RECORDS SHOWN ->
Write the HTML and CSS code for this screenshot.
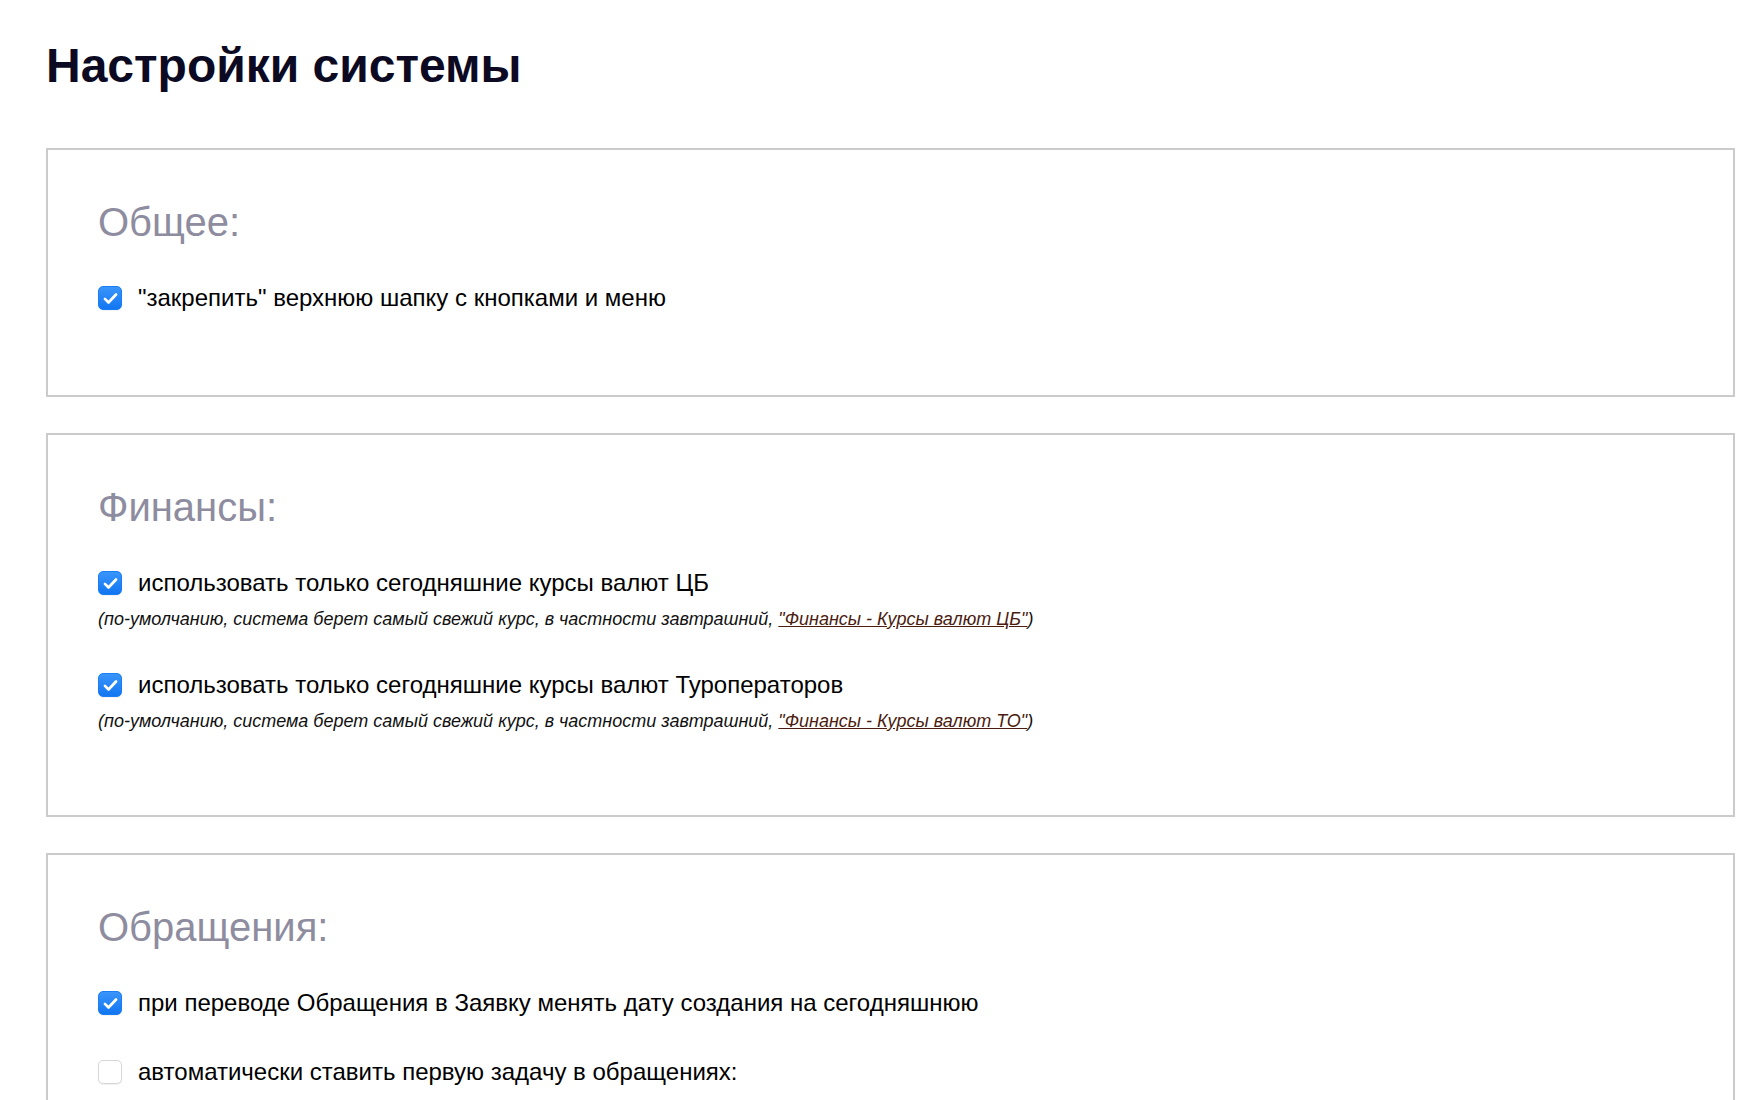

==

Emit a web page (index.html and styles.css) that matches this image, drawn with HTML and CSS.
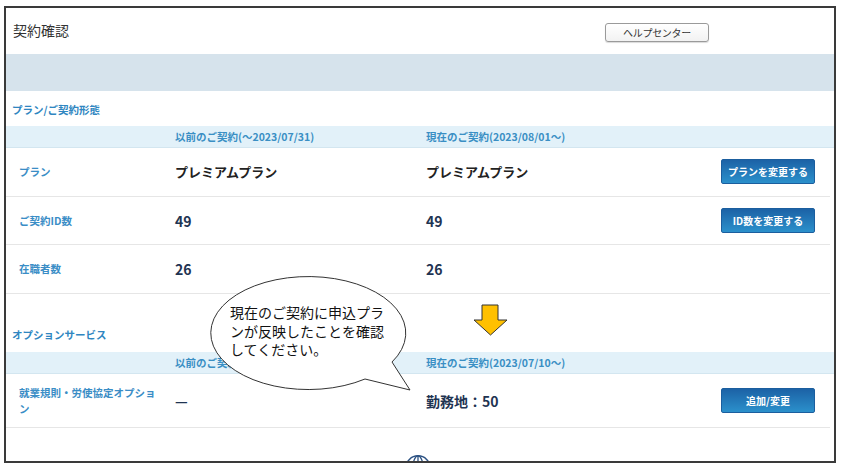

==

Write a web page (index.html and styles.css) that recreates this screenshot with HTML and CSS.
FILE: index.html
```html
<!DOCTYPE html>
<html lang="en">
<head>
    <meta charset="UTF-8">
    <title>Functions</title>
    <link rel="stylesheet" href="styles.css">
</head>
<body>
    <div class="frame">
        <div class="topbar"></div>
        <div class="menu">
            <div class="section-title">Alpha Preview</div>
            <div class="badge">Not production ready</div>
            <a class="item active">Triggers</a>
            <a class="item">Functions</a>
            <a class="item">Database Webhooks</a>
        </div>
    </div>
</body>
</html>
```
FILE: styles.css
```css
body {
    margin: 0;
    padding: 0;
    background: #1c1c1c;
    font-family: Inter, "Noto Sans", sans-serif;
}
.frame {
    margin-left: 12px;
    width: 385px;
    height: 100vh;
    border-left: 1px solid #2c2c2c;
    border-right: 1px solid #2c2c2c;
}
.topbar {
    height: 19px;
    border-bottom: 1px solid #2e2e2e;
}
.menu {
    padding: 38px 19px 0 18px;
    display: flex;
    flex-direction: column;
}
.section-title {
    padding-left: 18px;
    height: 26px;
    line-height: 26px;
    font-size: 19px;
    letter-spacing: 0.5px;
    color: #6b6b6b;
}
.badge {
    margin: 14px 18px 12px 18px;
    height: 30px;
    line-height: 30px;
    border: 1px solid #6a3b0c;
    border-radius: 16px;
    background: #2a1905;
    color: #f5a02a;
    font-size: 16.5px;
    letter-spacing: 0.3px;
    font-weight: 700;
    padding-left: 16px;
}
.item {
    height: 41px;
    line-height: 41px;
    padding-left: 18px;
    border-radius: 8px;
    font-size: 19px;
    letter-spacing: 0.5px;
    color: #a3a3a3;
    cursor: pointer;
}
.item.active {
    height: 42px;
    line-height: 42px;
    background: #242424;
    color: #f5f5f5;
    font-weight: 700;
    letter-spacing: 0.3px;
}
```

DIRECTION ->
From the entries above, copy every line that holds the word "page".

WORKED ANSWER ->
Emit a web page (index.html and styles.css) that matches this image, drawn with HTML and CSS.
Write a web page (index.html and styles.css) that recreates this screenshot with HTML and CSS.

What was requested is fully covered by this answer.